| PROBLEM |
Everything in the listing except the pictures should be written out exactly.
# Start of GIVEN DATA
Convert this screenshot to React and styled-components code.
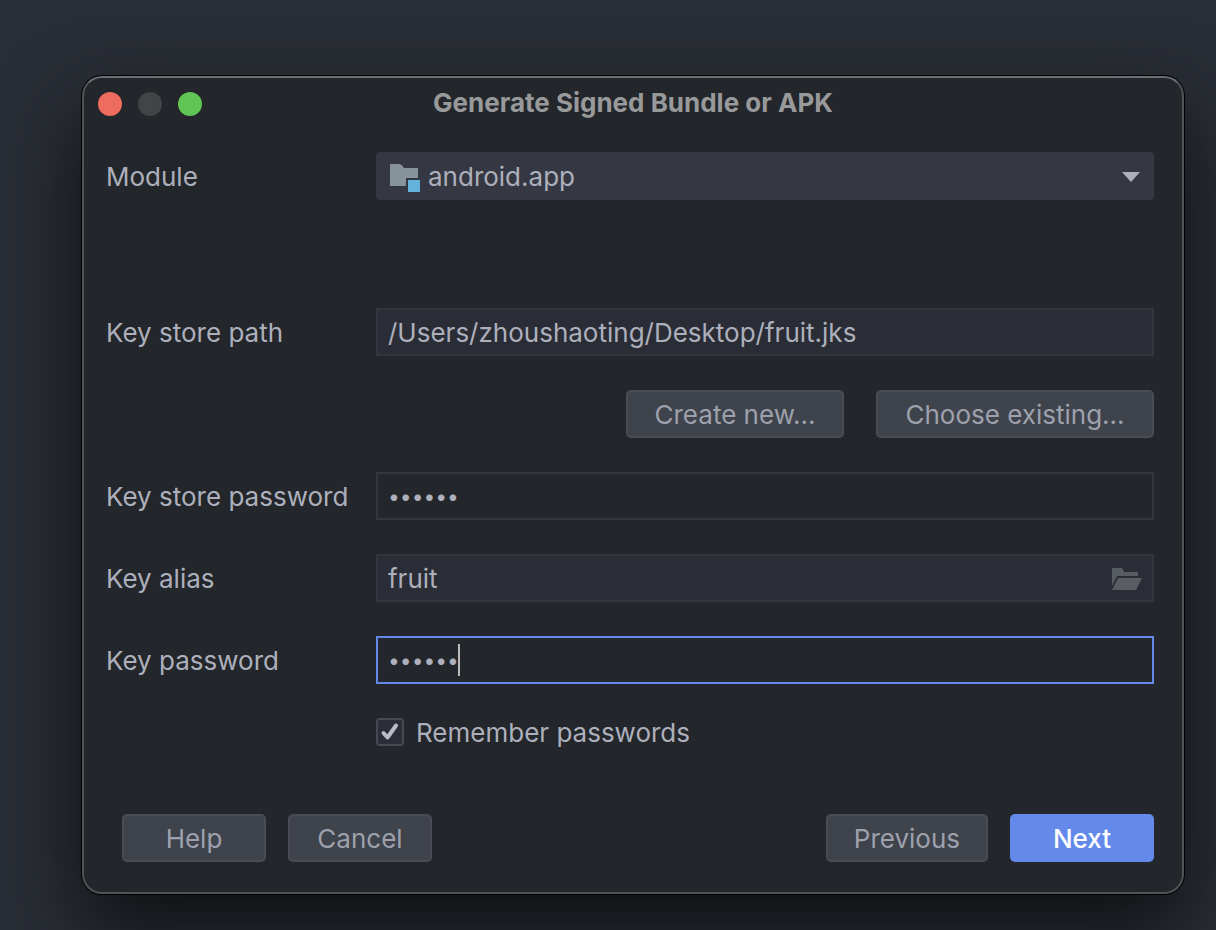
import React, { useState } from "react";
import styled, { createGlobalStyle } from "styled-components";

const GlobalStyle = createGlobalStyle`
  * { box-sizing: border-box; }
  html { min-height: 100%; background: #292d35; }
  body {
    margin: 0;
    font-family: Inter, "Liberation Sans", sans-serif;
    font-size: 26px;
    line-height: 32px;
    color: #adb0bc;
  }
  button, input, select { font: inherit; color: inherit; }
`;

const Desktop = styled.main`
  min-height: 100vh;
  padding: 76px 32px 36px 82px;
  overflow: hidden;
`;

const Window = styled.section`
  border: 2px solid #515357;
  border-top-color: #6d6e71;
  border-radius: 20px;
  background: #23262a;
  box-shadow: 0 0 0 1px #000, 0 36px 80px 0 rgba(0, 0, 0, 0.65);
`;

const TitleBar = styled.header`
  display: grid;
  grid-template-columns: 1fr auto 1fr;
  align-items: center;
  height: 52px;
  padding: 0 14px;
`;

const Lights = styled.div`
  display: flex;
  gap: 16px;
`;

const Light = styled.button`
  width: 24px;
  height: 24px;
  padding: 0;
  border: 0;
  border-radius: 50%;
  background: ${(p) => p.$color};
`;

const Title = styled.h1`
  margin: 0;
  padding-bottom: 2px;
  font-size: 26px;
  line-height: 32px;
  font-weight: 700;
  color: #98999b;
`;

const Form = styled.form`
  padding: 22px 28px 30px 22px;
`;

const Fields = styled.div`
  display: grid;
  grid-template-columns: 270px 1fr;
  row-gap: 34px;
  align-items: center;
`;

const Label = styled.label`
  align-self: start;
  padding: 9px 0 7px;
`;

const Holder = styled.div`
  position: relative;
  height: ${(p) => (p.$tall ? "122px" : "48px")};
`;

const Select = styled.select`
  appearance: none;
  display: block;
  width: 100%;
  height: 48px;
  padding: 2px 48px 0 52px;
  border: 0;
  border-radius: 4px;
  background: #353842;
  outline: none;
`;

const Input = styled.input`
  display: block;
  width: 100%;
  height: 48px;
  padding: 0 10px;
  border: 2px solid ${(p) => (p.$active ? "#638aeb" : "#33373d")};
  border-radius: 0;
  background: ${(p) => (p.type === "password" ? "#23262a" : "#2a2d35")};
  font-size: ${(p) => (p.type === "password" ? "21px" : "26px")};
  outline: none;
`;

const Overlay = styled.svg`
  position: absolute;
  top: 0;
  ${(p) => p.$side}: 12px;
  height: 48px;
  pointer-events: none;
`;

const Caret = styled.span`
  position: absolute;
  left: 82px;
  top: 8px;
  width: 2px;
  height: 32px;
  background: #bbbbbb;
`;

const Actions = styled.div`
  grid-column: 1 / -1;
  display: flex;
  justify-content: flex-end;
  gap: 32px;
`;

const Button = styled.button`
  min-width: ${(p) => p.$width || "144px"};
  height: 48px;
  padding: 2px 26px 0;
  border: 2px solid ${(p) => (p.$primary ? "#638aeb" : "#494c55")};
  border-radius: 5px;
  background: ${(p) => (p.$primary ? "#638aeb" : "#3f434b")};
  color: ${(p) => (p.$primary ? "#ffffff" : "#9da1ad")};
  font-weight: ${(p) => (p.$primary ? 500 : 400)};
`;

const Remember = styled.label`
  grid-column: 2;
  display: flex;
  align-items: center;
  gap: 12px;
  height: 28px;
`;

const RememberText = styled.span`
  padding-top: 2px;
`;

const CheckHolder = styled.span`
  position: relative;
  width: 28px;
  height: 28px;
`;

const Check = styled.input`
  appearance: none;
  display: block;
  width: 28px;
  height: 28px;
  margin: 0;
  border: 2px solid #464952;
  border-radius: 4px;
  background: #2a2d35;
  & + svg { display: none; }
  &:checked + svg { display: block; }
`;

const CheckMark = styled.svg`
  position: absolute;
  inset: 0;
  pointer-events: none;
`;

const Footer = styled.footer`
  display: flex;
  gap: 22px;
  margin-top: 68px;
  padding-left: 16px;
`;

const Spacer = styled.span`
  flex: 1;
`;

export default function App() {
  const [path, setPath] = useState("/Users/zhoushaoting/Desktop/fruit.jks");
  const [storePassword, setStorePassword] = useState("123456");
  const [alias, setAlias] = useState("fruit");
  const [keyPassword, setKeyPassword] = useState("123456");

  return (
    <Desktop>
      <GlobalStyle />
      <Window aria-labelledby="title">
        <TitleBar>
          <Lights>
            <Light $color="#ed6b5f" aria-label="Close" />
            <Light $color="#424448" aria-label="Minimize" />
            <Light $color="#61c555" aria-label="Zoom" />
          </Lights>
          <Title id="title">Generate Signed Bundle or APK</Title>
        </TitleBar>
        <Form onSubmit={(e) => e.preventDefault()}>
          <Fields>
            <Label htmlFor="module">Module</Label>
            <Holder $tall>
              <Select id="module" defaultValue="android.app">
                <option>android.app</option>
              </Select>
              <Overlay $side="left" width="34" viewBox="0 0 34 48" aria-hidden="true">
                <path d="M2 12H11Q13 12 14.500 14L16 16H30V26H18V34H2Z" fill="#87939a" />
                <path d="M20 28H32V40H20Z" fill="#62b2dc" />
              </Overlay>
              <Overlay $side="right" width="22" viewBox="0 0 22 48" aria-hidden="true">
                <path d="M2 20H20L11 30Z" fill="#adb0bc" />
              </Overlay>
            </Holder>

            <Label htmlFor="path">Key store path</Label>
            <Input id="path" type="text" value={path} onChange={(e) => setPath(e.target.value)} />

            <Actions>
              <Button type="button" $width="218px">Create new...</Button>
              <Button type="button" $width="278px">Choose existing...</Button>
            </Actions>

            <Label htmlFor="store-password">Key store password</Label>
            <Input
              id="store-password"
              type="password"
              value={storePassword}
              onChange={(e) => setStorePassword(e.target.value)}
            />

            <Label htmlFor="alias">Key alias</Label>
            <Holder>
              <Input id="alias" type="text" value={alias} onChange={(e) => setAlias(e.target.value)} />
              <Overlay $side="right" width="30" viewBox="0 0 30 48" aria-hidden="true">
                <path d="M0 14H10L12 18H26V22H5L0 32Z" fill="#585d64" />
                <path d="M6 24H30L24 36H0Z" fill="#585d64" />
              </Overlay>
            </Holder>

            <Label htmlFor="key-password">Key password</Label>
            <Holder>
              <Input
                id="key-password"
                type="password"
                $active
                value={keyPassword}
                onChange={(e) => setKeyPassword(e.target.value)}
              />
              <Caret />
            </Holder>

            <Remember>
              <CheckHolder>
                <Check type="checkbox" defaultChecked />
                <CheckMark width="28" height="28" viewBox="0 0 28 28" aria-hidden="true">
                  <path d="M7.500 15L11.500 19.500L20 7.500" fill="none" stroke="#b9bcc8" strokeWidth="4" strokeLinecap="round" strokeLinejoin="round" />
                </CheckMark>
              </CheckHolder>
              <RememberText>Remember passwords</RememberText>
            </Remember>
          </Fields>
          <Footer>
            <Button type="button">Help</Button>
            <Button type="button">Cancel</Button>
            <Spacer />
            <Button type="button">Previous</Button>
            <Button type="submit" $primary>Next</Button>
          </Footer>
        </Form>
      </Window>
    </Desktop>
  );
}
# End of GIVEN DATA
| RESULT FOR THIS TASK |
Convert this screenshot to React and styled-components code.
import React, { useState } from "react";
import styled, { createGlobalStyle } from "styled-components";

const GlobalStyle = createGlobalStyle`
  * { box-sizing: border-box; }
  html { min-height: 100%; background: #292d35; }
  body {
    margin: 0;
    font-family: Inter, "Liberation Sans", sans-serif;
    font-size: 26px;
    line-height: 32px;
    color: #adb0bc;
  }
  button, input, select { font: inherit; color: inherit; }
`;

const Desktop = styled.main`
  min-height: 100vh;
  padding: 76px 32px 36px 82px;
  overflow: hidden;
`;

const Window = styled.section`
  border: 2px solid #515357;
  border-top-color: #6d6e71;
  border-radius: 20px;
  background: #23262a;
  box-shadow: 0 0 0 1px #000, 0 36px 80px 0 rgba(0, 0, 0, 0.65);
`;

const TitleBar = styled.header`
  display: grid;
  grid-template-columns: 1fr auto 1fr;
  align-items: center;
  height: 52px;
  padding: 0 14px;
`;

const Lights = styled.div`
  display: flex;
  gap: 16px;
`;

const Light = styled.button`
  width: 24px;
  height: 24px;
  padding: 0;
  border: 0;
  border-radius: 50%;
  background: ${(p) => p.$color};
`;

const Title = styled.h1`
  margin: 0;
  padding-bottom: 2px;
  font-size: 26px;
  line-height: 32px;
  font-weight: 700;
  color: #98999b;
`;

const Form = styled.form`
  padding: 22px 28px 30px 22px;
`;

const Fields = styled.div`
  display: grid;
  grid-template-columns: 270px 1fr;
  row-gap: 34px;
  align-items: center;
`;

const Label = styled.label`
  align-self: start;
  padding: 9px 0 7px;
`;

const Holder = styled.div`
  position: relative;
  height: ${(p) => (p.$tall ? "122px" : "48px")};
`;

const Select = styled.select`
  appearance: none;
  display: block;
  width: 100%;
  height: 48px;
  padding: 2px 48px 0 52px;
  border: 0;
  border-radius: 4px;
  background: #353842;
  outline: none;
`;

const Input = styled.input`
  display: block;
  width: 100%;
  height: 48px;
  padding: 0 10px;
  border: 2px solid ${(p) => (p.$active ? "#638aeb" : "#33373d")};
  border-radius: 0;
  background: ${(p) => (p.type === "password" ? "#23262a" : "#2a2d35")};
  font-size: ${(p) => (p.type === "password" ? "21px" : "26px")};
  outline: none;
`;

const Overlay = styled.svg`
  position: absolute;
  top: 0;
  ${(p) => p.$side}: 12px;
  height: 48px;
  pointer-events: none;
`;

const Caret = styled.span`
  position: absolute;
  left: 82px;
  top: 8px;
  width: 2px;
  height: 32px;
  background: #bbbbbb;
`;

const Actions = styled.div`
  grid-column: 1 / -1;
  display: flex;
  justify-content: flex-end;
  gap: 32px;
`;

const Button = styled.button`
  min-width: ${(p) => p.$width || "144px"};
  height: 48px;
  padding: 2px 26px 0;
  border: 2px solid ${(p) => (p.$primary ? "#638aeb" : "#494c55")};
  border-radius: 5px;
  background: ${(p) => (p.$primary ? "#638aeb" : "#3f434b")};
  color: ${(p) => (p.$primary ? "#ffffff" : "#9da1ad")};
  font-weight: ${(p) => (p.$primary ? 500 : 400)};
`;

const Remember = styled.label`
  grid-column: 2;
  display: flex;
  align-items: center;
  gap: 12px;
  height: 28px;
`;

const RememberText = styled.span`
  padding-top: 2px;
`;

const CheckHolder = styled.span`
  position: relative;
  width: 28px;
  height: 28px;
`;

const Check = styled.input`
  appearance: none;
  display: block;
  width: 28px;
  height: 28px;
  margin: 0;
  border: 2px solid #464952;
  border-radius: 4px;
  background: #2a2d35;
  & + svg { display: none; }
  &:checked + svg { display: block; }
`;

const CheckMark = styled.svg`
  position: absolute;
  inset: 0;
  pointer-events: none;
`;

const Footer = styled.footer`
  display: flex;
  gap: 22px;
  margin-top: 68px;
  padding-left: 16px;
`;

const Spacer = styled.span`
  flex: 1;
`;

export default function App() {
  const [path, setPath] = useState("/Users/zhoushaoting/Desktop/fruit.jks");
  const [storePassword, setStorePassword] = useState("123456");
  const [alias, setAlias] = useState("fruit");
  const [keyPassword, setKeyPassword] = useState("123456");

  return (
    <Desktop>
      <GlobalStyle />
      <Window aria-labelledby="title">
        <TitleBar>
          <Lights>
            <Light $color="#ed6b5f" aria-label="Close" />
            <Light $color="#424448" aria-label="Minimize" />
            <Light $color="#61c555" aria-label="Zoom" />
          </Lights>
          <Title id="title">Generate Signed Bundle or APK</Title>
        </TitleBar>
        <Form onSubmit={(e) => e.preventDefault()}>
          <Fields>
            <Label htmlFor="module">Module</Label>
            <Holder $tall>
              <Select id="module" defaultValue="android.app">
                <option>android.app</option>
              </Select>
              <Overlay $side="left" width="34" viewBox="0 0 34 48" aria-hidden="true">
                <path d="M2 12H11Q13 12 14.500 14L16 16H30V26H18V34H2Z" fill="#87939a" />
                <path d="M20 28H32V40H20Z" fill="#62b2dc" />
              </Overlay>
              <Overlay $side="right" width="22" viewBox="0 0 22 48" aria-hidden="true">
                <path d="M2 20H20L11 30Z" fill="#adb0bc" />
              </Overlay>
            </Holder>

            <Label htmlFor="path">Key store path</Label>
            <Input id="path" type="text" value={path} onChange={(e) => setPath(e.target.value)} />

            <Actions>
              <Button type="button" $width="218px">Create new...</Button>
              <Button type="button" $width="278px">Choose existing...</Button>
            </Actions>

            <Label htmlFor="store-password">Key store password</Label>
            <Input
              id="store-password"
              type="password"
              value={storePassword}
              onChange={(e) => setStorePassword(e.target.value)}
            />

            <Label htmlFor="alias">Key alias</Label>
            <Holder>
              <Input id="alias" type="text" value={alias} onChange={(e) => setAlias(e.target.value)} />
              <Overlay $side="right" width="30" viewBox="0 0 30 48" aria-hidden="true">
                <path d="M0 14H10L12 18H26V22H5L0 32Z" fill="#585d64" />
                <path d="M6 24H30L24 36H0Z" fill="#585d64" />
              </Overlay>
            </Holder>

            <Label htmlFor="key-password">Key password</Label>
            <Holder>
              <Input
                id="key-password"
                type="password"
                $active
                value={keyPassword}
                onChange={(e) => setKeyPassword(e.target.value)}
              />
              <Caret />
            </Holder>

            <Remember>
              <CheckHolder>
                <Check type="checkbox" defaultChecked />
                <CheckMark width="28" height="28" viewBox="0 0 28 28" aria-hidden="true">
                  <path d="M7.500 15L11.500 19.500L20 7.500" fill="none" stroke="#b9bcc8" strokeWidth="4" strokeLinecap="round" strokeLinejoin="round" />
                </CheckMark>
              </CheckHolder>
              <RememberText>Remember passwords</RememberText>
            </Remember>
          </Fields>
          <Footer>
            <Button type="button">Help</Button>
            <Button type="button">Cancel</Button>
            <Spacer />
            <Button type="button">Previous</Button>
            <Button type="submit" $primary>Next</Button>
          </Footer>
        </Form>
      </Window>
    </Desktop>
  );
}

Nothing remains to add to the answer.